The Open Identity Exchange board of directors approved an OIX chapters policy at the end of 2015, allowing the formation of individual chapters affiliated with OIX in various local markets. In April 2016, the OIX UK Europe Chapter appointed its board of directors.

== White papers ==
OIX white papers delivered joint research to examine a wide range of challenges facing the open identity market and to provide possible solutions. They were written by experts in the fields of technology, particularly open identity.

=== OIX ===
- OIX: An Open Market Solution for Online Identity Assurance

=== Trust Frameworks ===
- Trust Framework Requirements and Guidelines
- The Personal Network: A New Trust Model and Business Model for Personal Data
- Federated Online Attribute Exchange Initiatives
- Personal Levels of Assurance (PLOA)
- The Three Pillars of Trust

=== UK Identity Assurance Programme (IDAP) ===
- Overview of Legal Liability in the IDAP (In development)

=== US National Strategy for Trusted Identities in Cyberspace (NSTIC) ===
Source:
- Comments on US NSTIC Steering Group Draft Charter and Related Governance Issues
- United States National Strategy for Trusted Identities in Cyberspace Identity Ecosystem Steering Committee Plenary and Governing Board Charter
- OIX Response to "Models for a Governance Structure for the National Strategy for Trusted Identity in Cyberspace"

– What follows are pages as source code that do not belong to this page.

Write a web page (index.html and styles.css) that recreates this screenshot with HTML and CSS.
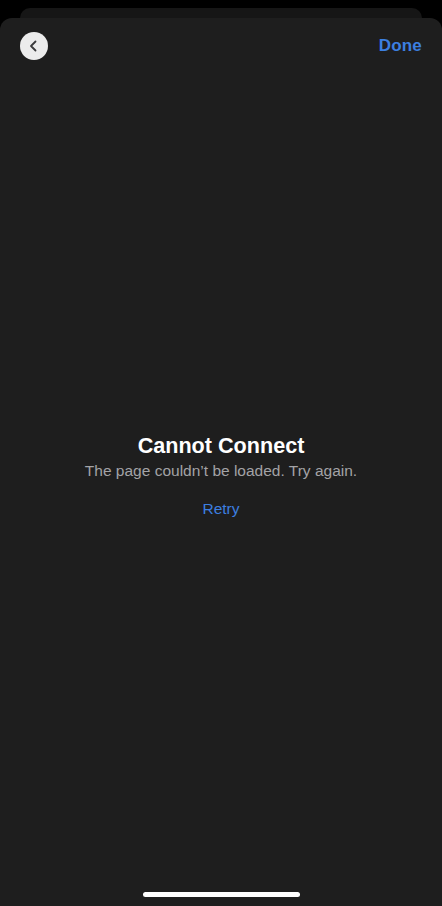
FILE: index.html
```html
<!DOCTYPE html>
<html>

<head>
    <title>Cannot Connect</title>
    <link rel="stylesheet" href="styles.css">
</head>

<body>
    <div class="backdrop">
        <div class="sheet-behind"></div>
        <div class="sheet">
            <div class="nav-bar">
                <button class="back-button" aria-label="Back">
                    <svg width="14" height="14" viewBox="0 0 14 14">
                        <path d="M8.5 2.5 L4 7 L8.5 11.5" fill="none" stroke="#3a3a3c" stroke-width="1.8"
                            stroke-linecap="round" stroke-linejoin="round" />
                    </svg>
                </button>
                <button class="done-button">Done</button>
            </div>

            <div class="message">
                <h1 class="title">Cannot Connect</h1>
                <p class="subtitle">The page couldn’t be loaded. Try again.</p>
                <button class="retry-button">Retry</button>
            </div>

            <div class="home-indicator"></div>
        </div>
    </div>
</body>

</html>
```

FILE: styles.css
```css
:root {
    --page-bg: #000;
    --sheet-bg: #1e1e1e;
    --behind-bg: #161616;
    --text-color: #ffffff;
    --muted-text: #a3a3a6;
    --accent: #3c7fe0;
}

* {
    margin: 0;
    padding: 0;
    box-sizing: border-box;
}

body {
    font-family: "Liberation Sans", Arial, sans-serif;
    background: var(--page-bg);
    height: 100vh;
    overflow: hidden;
    color: var(--text-color);
}

.backdrop {
    height: 100vh;
    display: flex;
    flex-direction: column;
    padding-top: 8px;
}

.sheet-behind {
    height: 10px;
    margin: 0 20px;
    background: var(--behind-bg);
    border-radius: 10px 10px 0 0;
    flex-shrink: 0;
}

.sheet {
    flex: 1;
    display: flex;
    flex-direction: column;
    background: var(--sheet-bg);
    border-radius: 12px 12px 0 0;
}

.nav-bar {
    display: flex;
    justify-content: space-between;
    align-items: center;
    padding: 14px 20px 0 20px;
}

button {
    background: none;
    border: none;
    font-family: inherit;
    cursor: pointer;
}

.back-button {
    width: 28px;
    height: 28px;
    border-radius: 50%;
    background: #ececec;
    display: flex;
    align-items: center;
    justify-content: center;
}

.done-button {
    color: var(--accent);
    font-size: 17px;
    font-weight: bold;
    letter-spacing: 0.2px;
}

.message {
    flex: 1;
    display: flex;
    flex-direction: column;
    align-items: center;
    justify-content: center;
}

.title {
    font-size: 21.6px;
    font-weight: bold;
    line-height: 26px;
}

.subtitle {
    font-size: 15.5px;
    line-height: 20px;
    color: var(--muted-text);
    margin-top: 2px;
}

.retry-button {
    color: var(--accent);
    font-size: 15.5px;
    line-height: 20px;
    margin-top: 18px;
}

.home-indicator {
    width: 157px;
    height: 5px;
    border-radius: 3px;
    background: #fff;
    margin: 0 auto 9px auto;
}
```
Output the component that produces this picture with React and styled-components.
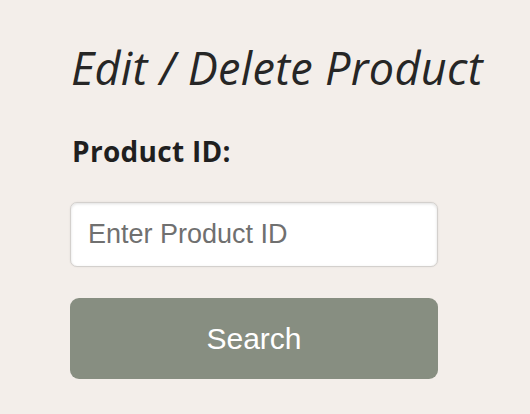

=== White Papers Published in 2016 ===
Open Identity Exchange (OIX) white papers focused on current issues and opportunities in emerging identity markets. They were intended to deliver value to the identity ecosystem and take one of two perspectives: a retrospective report on the outcome of a given project or pilot, or a prospective discussion on a current issue or opportunity. OIX White Papers were authored by independent domain experts and intended as summaries for a general business audience. These include:

- Use of online activity as part of the identity verification

- UK private sector needs for identity assurance

- Use of digital identity in peer-to-peer economy

- Shared signals proof of concept

- Creating a digital identity in Jersey

- Just Giving and GOV.UK Verify

- Creating a pensions dashboard

- Could digital identities help transform consumers attitudes and behavior towards savings?

- Digital identity across borders: opening a bank account in another EU country

- Generating Revenue and Subscriber Benefits: An Analysis of: The ARPU of Identity

== Projects ==
=== States of Jersey: Creating a Digital ID ===

OIX thought that the UK Government identity assurance model could be adapted for Jersey with the support of certified UK IdPs and potential identity assurance hub providers, to meet the requirements of the Government of Jersey. They also considered that this would create an attractive market opportunity in Jersey for one or more of these providers.

=== LIGHTest Project ===
LIGHTest (Lightweight Infrastructure for Global Heterogeneous Trust management in support of an open Ecosystem of Stakeholders and Trust schemes) was a 3-year project that started in September 2016 and was partially funded from the European Union's Horizon 2020 research and innovation programme under G.A. No. 700321. The LIGHTest consortium consisted of 14 partners from 9 European countries, though it sought to expand even beyond, and was coordinated by Fraunhofer-Gesellschaft. The objective of LIGHTest was to create a global cross-domain trust infrastructure that renders it transparent and easy for verifiers to evaluate electronic transactions. By querying different trust authorities worldwide and combining trust aspects related to identity, business, and reputation, it would become possible to conduct domain-specific trust decisions. This was achieved by reusing existing governance, organization, infrastructure, standards, software, community, and the existing Domain Name System, along with new innovations. This approach allowed an efficient global rollout of a system to assist decision-makers in their trust decisions. By integrating mobile identities into the scheme, LIGHTest also enabled domain-specific assessments on Levels of Assurance for these identities.

=== GOV.UK Verify===

The UK Government's Cabinet Office joined the OIX at board level as it began the work on its Identity Assurance Programme (IDAP). Through the OIX Directed Funding programme, a considerable number of projects were carried out under OIX governance, the results of which helped with the ongoing development of GOV.UK Verify such as how digital identities can be used in both the public and private sectors.

GOV.UK Verify was built and maintained by the Government Digital Service (GDS), part of the Cabinet Office. The UK Government was committed to expanding GOV.UK Verify and helping to grow a market for identity assurance that will be able to meet user needs in relation to central government services, as well as local, health, and private sector services. GOV.UK Verify used certified companies to verify users' identity for the government.